* [Exercise task] Copy each line exactly. Drop every picture.

»»

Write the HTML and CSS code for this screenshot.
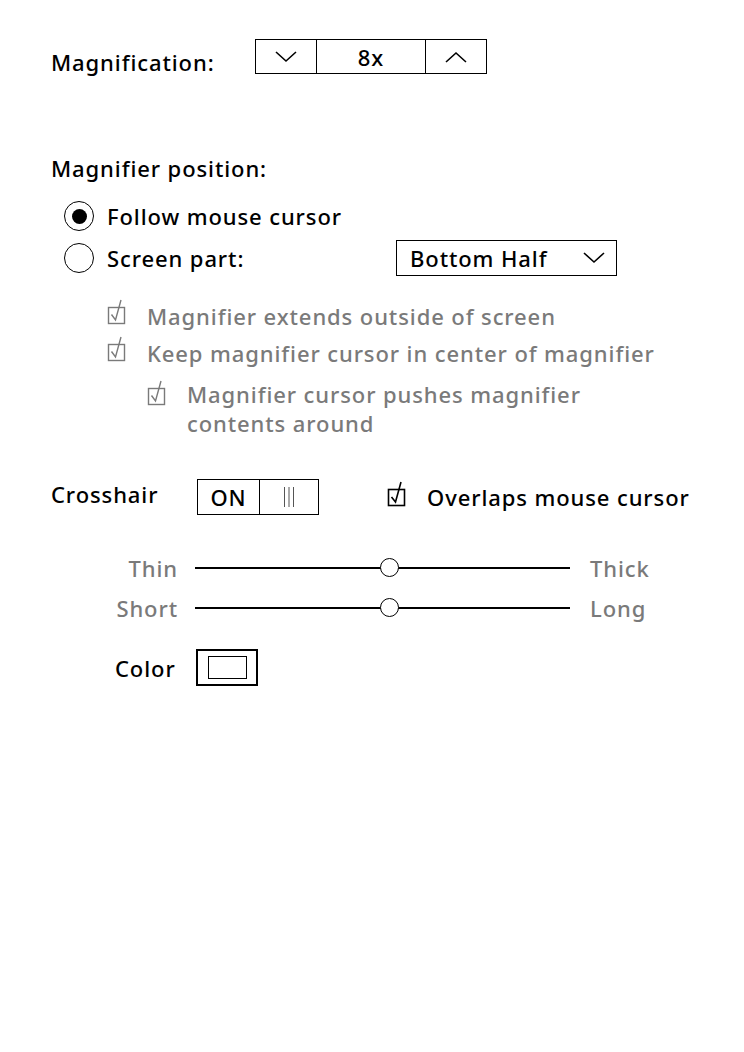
FILE: index.html
```html
<!DOCTYPE html>
<html>
<head>
<meta charset="utf-8">
<link rel="stylesheet" href="styles.css">
</head>
<body>
<div class="page">
  <div class="mag-row">
    <div class="label mag-label">Magnification:</div>
    <div class="spinner">
      <div class="spin-btn"><svg width="24" height="14" viewBox="0 0 24 14"><path d="M2 2 L12 11 L22 2" fill="none" stroke="#000" stroke-width="1.6"/></svg></div>
      <div class="spin-value">8x</div>
      <div class="spin-btn"><svg width="24" height="14" viewBox="0 0 24 14"><path d="M2 12 L12 3 L22 12" fill="none" stroke="#000" stroke-width="1.6"/></svg></div>
    </div>
  </div>

  <div class="section-title">Magnifier position:</div>

  <div class="radios">
    <div class="radio-row">
      <span class="radio checked"><span class="dot"></span></span>
      <span class="label">Follow mouse cursor</span>
    </div>
    <div class="radio-row">
      <span class="radio"></span>
      <span class="label screen-label">Screen part:</span>
      <div class="dropdown">
        <span>Bottom Half</span>
        <svg width="24" height="14" viewBox="0 0 24 14"><path d="M2 2 L12 11 L22 2" fill="none" stroke="#000" stroke-width="1.6"/></svg>
      </div>
    </div>
  </div>

  <div class="checks">
    <div class="check-row">
      <svg class="cb" width="20" height="27" viewBox="0 0 20 27"><rect x="1.5" y="8.5" width="16" height="16" fill="none" stroke="#7a7a7a" stroke-width="1.4"/><path d="M4.5 15.5 L8.5 21 L14 1" fill="none" stroke="#7a7a7a" stroke-width="1.4"/></svg>
      <span class="label gray">Magnifier extends outside of screen</span>
    </div>
    <div class="check-row">
      <svg class="cb" width="20" height="27" viewBox="0 0 20 27"><rect x="1.5" y="8.5" width="16" height="16" fill="none" stroke="#7a7a7a" stroke-width="1.4"/><path d="M4.5 15.5 L8.5 21 L14 1" fill="none" stroke="#7a7a7a" stroke-width="1.4"/></svg>
      <span class="label gray">Keep magnifier cursor in center of magnifier</span>
    </div>
    <div class="check-row sub">
      <svg class="cb" width="20" height="27" viewBox="0 0 20 27"><rect x="1.5" y="8.5" width="16" height="16" fill="none" stroke="#7a7a7a" stroke-width="1.4"/><path d="M4.5 15.5 L8.5 21 L14 1" fill="none" stroke="#7a7a7a" stroke-width="1.4"/></svg>
      <span class="label gray multi">Magnifier cursor pushes magnifier<br>contents around</span>
    </div>
  </div>

  <div class="cross-row">
    <div class="label cross-label">Crosshair</div>
    <div class="toggle">
      <div class="toggle-on">ON</div>
      <div class="toggle-off"><svg width="12" height="20" viewBox="0 0 12 20"><path d="M1.5 0 V20 M6 0 V20 M10.5 0 V20" stroke="#555" stroke-width="1"/></svg></div>
    </div>
    <svg class="cb" width="20" height="27" viewBox="0 0 20 27"><rect x="1.5" y="8.5" width="16" height="16" fill="none" stroke="#000" stroke-width="1.6"/><path d="M4.5 16 L8.5 21 L14 1" fill="none" stroke="#000" stroke-width="1.6"/></svg>
    <span class="label">Overlaps mouse cursor</span>
  </div>

  <div class="sliders">
    <div class="slider-row">
      <span class="s-left gray">Thin</span>
      <div class="track"><span class="knob"></span></div>
      <span class="s-right gray">Thick</span>
    </div>
    <div class="slider-row">
      <span class="s-left gray">Short</span>
      <div class="track"><span class="knob"></span></div>
      <span class="s-right gray">Long</span>
    </div>
  </div>

  <div class="color-row">
    <span class="label color-label">Color</span>
    <div class="swatch"><div class="swatch-inner"></div></div>
  </div>
</div>
</body>
</html>
```

FILE: styles.css
```css
html, body {
  margin: 0;
  padding: 0;
  background: #fff;
}
body {
  font-family: "Noto Sans", "DejaVu Sans", sans-serif;
  font-weight: 500;
  font-size: 22px;
  letter-spacing: 0.9px;
  color: #000;
  width: 744px;
  height: 1052px;
}
.page {
  padding-left: 51px;
  padding-top: 39px;
}
.gray { color: #7a7a7a; }

.mag-row {
  display: flex;
  align-items: center;
  height: 35px;
}
.mag-label { width: 204px; padding-top: 10px; }
.spinner {
  display: flex;
  height: 35px;
  border: 1.5px solid #000;
  box-sizing: border-box;
}
.spin-btn {
  width: 60px;
  display: flex;
  align-items: center;
  justify-content: center;
}
.spin-value {
  width: 108px;
  border-left: 1.5px solid #000;
  border-right: 1.5px solid #000;
  display: flex;
  align-items: center;
  justify-content: center;
}

.section-title {
  margin-top: 79px;
  line-height: 30px;
}

.radios { margin-top: 12px; padding-left: 13px; }
.radio-row {
  display: flex;
  align-items: center;
  height: 42px;
}
.radio {
  width: 30px;
  height: 30px;
  border: 1.8px solid #000;
  border-radius: 50%;
  box-sizing: border-box;
  margin-right: 13px;
  display: flex;
  align-items: center;
  justify-content: center;
  flex: none;
}
.dot {
  width: 15px;
  height: 15px;
  border-radius: 50%;
  background: #000;
}
.screen-label { width: 289px; }
.dropdown {
  width: 221px;
  height: 36px;
  border: 1.5px solid #000;
  box-sizing: border-box;
  display: flex;
  align-items: center;
  justify-content: space-between;
  padding: 0 10px 0 13px;
}

.checks { margin-top: 18px; padding-left: 56px; }
.check-row {
  display: flex;
  align-items: center;
  height: 37px;
}
.check-row.sub {
  margin-top: 9px;
  padding-left: 40px;
  height: auto;
  align-items: flex-start;
}
.cb {
  flex: none;
  margin-right: 20px;
  margin-top: -6px;
}
.check-row.sub .cb { margin-top: 0; }
.multi { line-height: 29px; }

.cross-row {
  margin-top: 41px;
  display: flex;
  align-items: center;
  height: 36px;
}
.cross-label { width: 146px; align-self: flex-start; line-height: 30px; }
.toggle {
  display: flex;
  width: 122px;
  height: 36px;
  border: 1.5px solid #000;
  box-sizing: border-box;
  margin-right: 68px;
}
.toggle-on {
  width: 61px;
  border-right: 1.5px solid #000;
  display: flex;
  align-items: center;
  justify-content: center;
}
.toggle-off {
  flex: 1;
  display: flex;
  align-items: center;
  justify-content: center;
}

.sliders { margin-top: 33px; }
.slider-row {
  display: flex;
  align-items: center;
  height: 40px;
}
.s-left {
  width: 127px;
  text-align: right;
  margin-right: 17px;
}
.track {
  width: 375px;
  height: 1.5px;
  background: #000;
  position: relative;
  margin-right: 20px;
}
.knob {
  position: absolute;
  left: 185px;
  top: -9px;
  width: 19px;
  height: 19px;
  border: 1.8px solid #000;
  border-radius: 50%;
  background: #fff;
  box-sizing: border-box;
}

.color-row {
  margin-top: 21px;
  display: flex;
  align-items: center;
  height: 37px;
  padding-left: 64px;
}
.color-label { width: 81px; }
.swatch {
  width: 62px;
  height: 37px;
  border: 2px solid #000;
  box-sizing: border-box;
  display: flex;
  align-items: center;
  justify-content: center;
}
.swatch-inner {
  width: 39px;
  height: 23px;
  border: 1.8px solid #000;
  box-sizing: border-box;
}
```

««

* [Response to the task]
Write the HTML and CSS code for this screenshot.
FILE: index.html
```html
<!DOCTYPE html>
<html>
<head>
<meta charset="utf-8">
<link rel="stylesheet" href="styles.css">
</head>
<body>
<div class="page">
  <div class="mag-row">
    <div class="label mag-label">Magnification:</div>
    <div class="spinner">
      <div class="spin-btn"><svg width="24" height="14" viewBox="0 0 24 14"><path d="M2 2 L12 11 L22 2" fill="none" stroke="#000" stroke-width="1.6"/></svg></div>
      <div class="spin-value">8x</div>
      <div class="spin-btn"><svg width="24" height="14" viewBox="0 0 24 14"><path d="M2 12 L12 3 L22 12" fill="none" stroke="#000" stroke-width="1.6"/></svg></div>
    </div>
  </div>

  <div class="section-title">Magnifier position:</div>

  <div class="radios">
    <div class="radio-row">
      <span class="radio checked"><span class="dot"></span></span>
      <span class="label">Follow mouse cursor</span>
    </div>
    <div class="radio-row">
      <span class="radio"></span>
      <span class="label screen-label">Screen part:</span>
      <div class="dropdown">
        <span>Bottom Half</span>
        <svg width="24" height="14" viewBox="0 0 24 14"><path d="M2 2 L12 11 L22 2" fill="none" stroke="#000" stroke-width="1.6"/></svg>
      </div>
    </div>
  </div>

  <div class="checks">
    <div class="check-row">
      <svg class="cb" width="20" height="27" viewBox="0 0 20 27"><rect x="1.5" y="8.5" width="16" height="16" fill="none" stroke="#7a7a7a" stroke-width="1.4"/><path d="M4.5 15.5 L8.5 21 L14 1" fill="none" stroke="#7a7a7a" stroke-width="1.4"/></svg>
      <span class="label gray">Magnifier extends outside of screen</span>
    </div>
    <div class="check-row">
      <svg class="cb" width="20" height="27" viewBox="0 0 20 27"><rect x="1.5" y="8.5" width="16" height="16" fill="none" stroke="#7a7a7a" stroke-width="1.4"/><path d="M4.5 15.5 L8.5 21 L14 1" fill="none" stroke="#7a7a7a" stroke-width="1.4"/></svg>
      <span class="label gray">Keep magnifier cursor in center of magnifier</span>
    </div>
    <div class="check-row sub">
      <svg class="cb" width="20" height="27" viewBox="0 0 20 27"><rect x="1.5" y="8.5" width="16" height="16" fill="none" stroke="#7a7a7a" stroke-width="1.4"/><path d="M4.5 15.5 L8.5 21 L14 1" fill="none" stroke="#7a7a7a" stroke-width="1.4"/></svg>
      <span class="label gray multi">Magnifier cursor pushes magnifier<br>contents around</span>
    </div>
  </div>

  <div class="cross-row">
    <div class="label cross-label">Crosshair</div>
    <div class="toggle">
      <div class="toggle-on">ON</div>
      <div class="toggle-off"><svg width="12" height="20" viewBox="0 0 12 20"><path d="M1.5 0 V20 M6 0 V20 M10.5 0 V20" stroke="#555" stroke-width="1"/></svg></div>
    </div>
    <svg class="cb" width="20" height="27" viewBox="0 0 20 27"><rect x="1.5" y="8.5" width="16" height="16" fill="none" stroke="#000" stroke-width="1.6"/><path d="M4.5 16 L8.5 21 L14 1" fill="none" stroke="#000" stroke-width="1.6"/></svg>
    <span class="label">Overlaps mouse cursor</span>
  </div>

  <div class="sliders">
    <div class="slider-row">
      <span class="s-left gray">Thin</span>
      <div class="track"><span class="knob"></span></div>
      <span class="s-right gray">Thick</span>
    </div>
    <div class="slider-row">
      <span class="s-left gray">Short</span>
      <div class="track"><span class="knob"></span></div>
      <span class="s-right gray">Long</span>
    </div>
  </div>

  <div class="color-row">
    <span class="label color-label">Color</span>
    <div class="swatch"><div class="swatch-inner"></div></div>
  </div>
</div>
</body>
</html>
```

FILE: styles.css
```css
html, body {
  margin: 0;
  padding: 0;
  background: #fff;
}
body {
  font-family: "Noto Sans", "DejaVu Sans", sans-serif;
  font-weight: 500;
  font-size: 22px;
  letter-spacing: 0.9px;
  color: #000;
  width: 744px;
  height: 1052px;
}
.page {
  padding-left: 51px;
  padding-top: 39px;
}
.gray { color: #7a7a7a; }

.mag-row {
  display: flex;
  align-items: center;
  height: 35px;
}
.mag-label { width: 204px; padding-top: 10px; }
.spinner {
  display: flex;
  height: 35px;
  border: 1.5px solid #000;
  box-sizing: border-box;
}
.spin-btn {
  width: 60px;
  display: flex;
  align-items: center;
  justify-content: center;
}
.spin-value {
  width: 108px;
  border-left: 1.5px solid #000;
  border-right: 1.5px solid #000;
  display: flex;
  align-items: center;
  justify-content: center;
}

.section-title {
  margin-top: 79px;
  line-height: 30px;
}

.radios { margin-top: 12px; padding-left: 13px; }
.radio-row {
  display: flex;
  align-items: center;
  height: 42px;
}
.radio {
  width: 30px;
  height: 30px;
  border: 1.8px solid #000;
  border-radius: 50%;
  box-sizing: border-box;
  margin-right: 13px;
  display: flex;
  align-items: center;
  justify-content: center;
  flex: none;
}
.dot {
  width: 15px;
  height: 15px;
  border-radius: 50%;
  background: #000;
}
.screen-label { width: 289px; }
.dropdown {
  width: 221px;
  height: 36px;
  border: 1.5px solid #000;
  box-sizing: border-box;
  display: flex;
  align-items: center;
  justify-content: space-between;
  padding: 0 10px 0 13px;
}

.checks { margin-top: 18px; padding-left: 56px; }
.check-row {
  display: flex;
  align-items: center;
  height: 37px;
}
.check-row.sub {
  margin-top: 9px;
  padding-left: 40px;
  height: auto;
  align-items: flex-start;
}
.cb {
  flex: none;
  margin-right: 20px;
  margin-top: -6px;
}
.check-row.sub .cb { margin-top: 0; }
.multi { line-height: 29px; }

.cross-row {
  margin-top: 41px;
  display: flex;
  align-items: center;
  height: 36px;
}
.cross-label { width: 146px; align-self: flex-start; line-height: 30px; }
.toggle {
  display: flex;
  width: 122px;
  height: 36px;
  border: 1.5px solid #000;
  box-sizing: border-box;
  margin-right: 68px;
}
.toggle-on {
  width: 61px;
  border-right: 1.5px solid #000;
  display: flex;
  align-items: center;
  justify-content: center;
}
.toggle-off {
  flex: 1;
  display: flex;
  align-items: center;
  justify-content: center;
}

.sliders { margin-top: 33px; }
.slider-row {
  display: flex;
  align-items: center;
  height: 40px;
}
.s-left {
  width: 127px;
  text-align: right;
  margin-right: 17px;
}
.track {
  width: 375px;
  height: 1.5px;
  background: #000;
  position: relative;
  margin-right: 20px;
}
.knob {
  position: absolute;
  left: 185px;
  top: -9px;
  width: 19px;
  height: 19px;
  border: 1.8px solid #000;
  border-radius: 50%;
  background: #fff;
  box-sizing: border-box;
}

.color-row {
  margin-top: 21px;
  display: flex;
  align-items: center;
  height: 37px;
  padding-left: 64px;
}
.color-label { width: 81px; }
.swatch {
  width: 62px;
  height: 37px;
  border: 2px solid #000;
  box-sizing: border-box;
  display: flex;
  align-items: center;
  justify-content: center;
}
.swatch-inner {
  width: 39px;
  height: 23px;
  border: 1.8px solid #000;
  box-sizing: border-box;
}
```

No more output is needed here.